Rev. Fornerod: The WCCs work is essential for our churches in the global North, because it shows us that the reality of the large majority of the Christians in the world is very different from ours, especially here in western and northern Europe. Its not only about the way and conditions of life, but very much also about the way of believing and the role of faith in the daily life. Most of the western churches have still a way to go to realize that Christian faith has become an alternative, even a counterculture to the mainstream thinking and acting of our societies. As Christians, we have to challenge the mainstream ideologies of “freedom above all” that only strengthen the position of the already powerful. We also have to reject all forms of over consumerism, xenophobia and racism, the destruction of the earth, militarism, speculative economy, and so on. There is no more possible compromise about this. We have to be much more vocal on this and to develop alternative ways of living. Also, we need to show by example that another way of life is possible. 

Would you like to share some of your visions in your new role as president of the Foundation for Reformed Churches?
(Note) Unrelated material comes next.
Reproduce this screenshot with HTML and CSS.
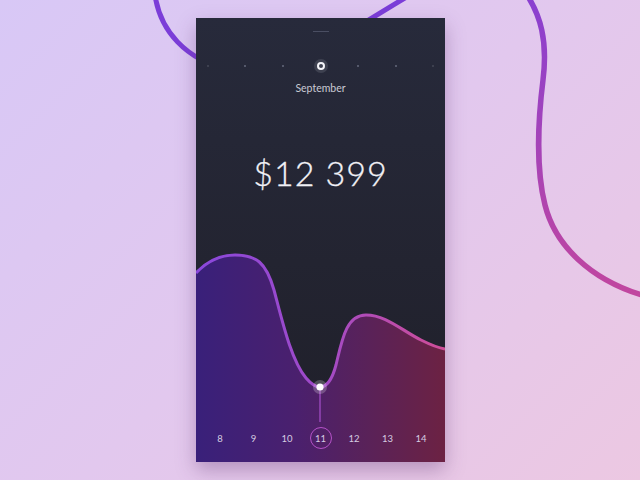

Rev. Fornerod: The FAP Foundation for Reformed Churches is a small foundation with limited means, aiming at supporting projects of member churches of the World Communion of Reformed Churches. We are active in the small and medium size grant segments. The foundation is located within the Ecumenical Centre in Geneva, which allows us to benefit from the worldwide connections and networks related to the WCC. The foundation shares the vision that Christs love moves the world to justice, reconciliation, and unity” and screens the submissions received through this vision. We like to support visions of the future of Christianity that are open to the social and ecumenical witness of the church and are not focused on keeping the status quo or traditional church life.